The community house is an incorporated independent business. The council doesn’t own us and they don’t run us.
“The community house will continue the discussion of various community issues like refugee policy – not because of me, but because it’s what the community wants to talk about. The council is not in the place to censor us.”
The panels of mosaic artwork were removed before demolition and all but one of the hand-painted portraits were saved at Ms Farrow’s request.
The community house is yet to determine the relocation of the artwork.
“There’s nothing pleasant about being out there in the cold 24/7, but the protest paid off because we didn’t get a new glass shelter like the council had intended as recently as June.

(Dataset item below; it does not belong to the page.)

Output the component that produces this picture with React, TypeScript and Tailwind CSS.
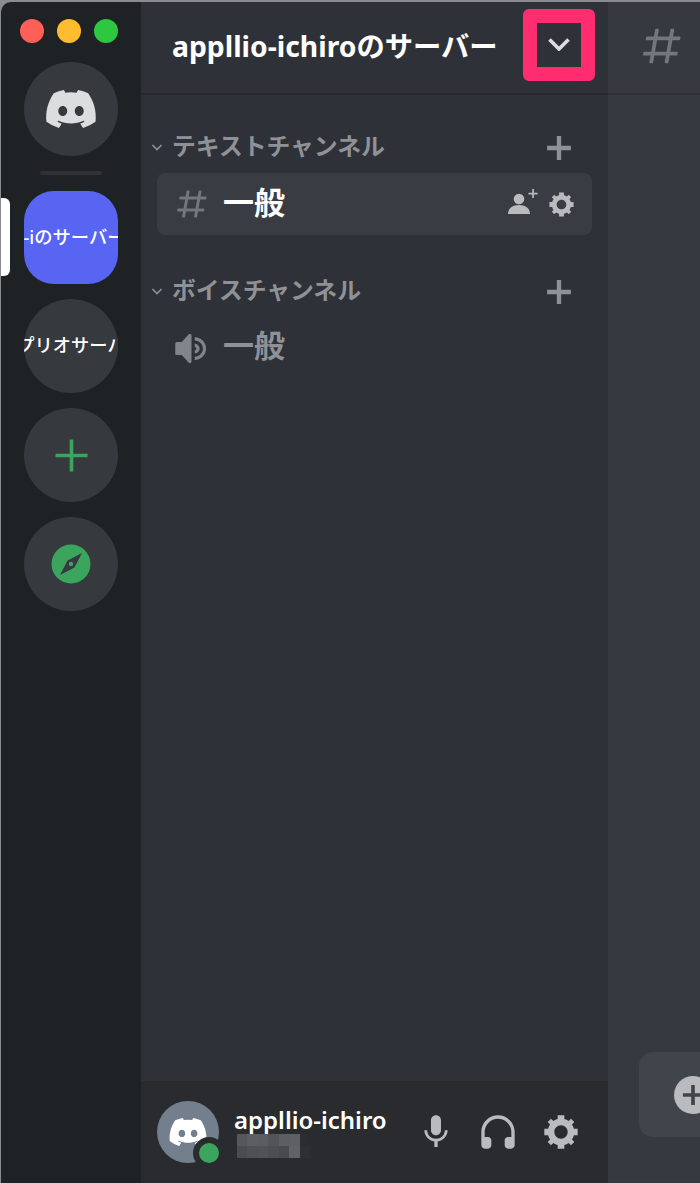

It’s a butter-coloured heritage-style shelter to help it blend in with the community house.
“Once the council had condemned it, this was the ultimate outcome.
“The new shelter is going to seat three people and there are going to be bench seats erected where the old shelter was, as well as a community noticeboard.”
The council’s statement indicated that an “agreement has been reached”.
“The seating in the new shelter will… be located closer to the bus stop for improved accessibility and visibility,” the statement read.
“Both parties agreed to the mosaic artwork being removed from the existing shelter. Further discussion will be held with ECH to determine the future location of the artwork.
“It was agreed that the council will own and maintain the new shelter and ECH will maintain the artwork. The two parties agreed that the new bus shelter would not be used as a community noticeboard.”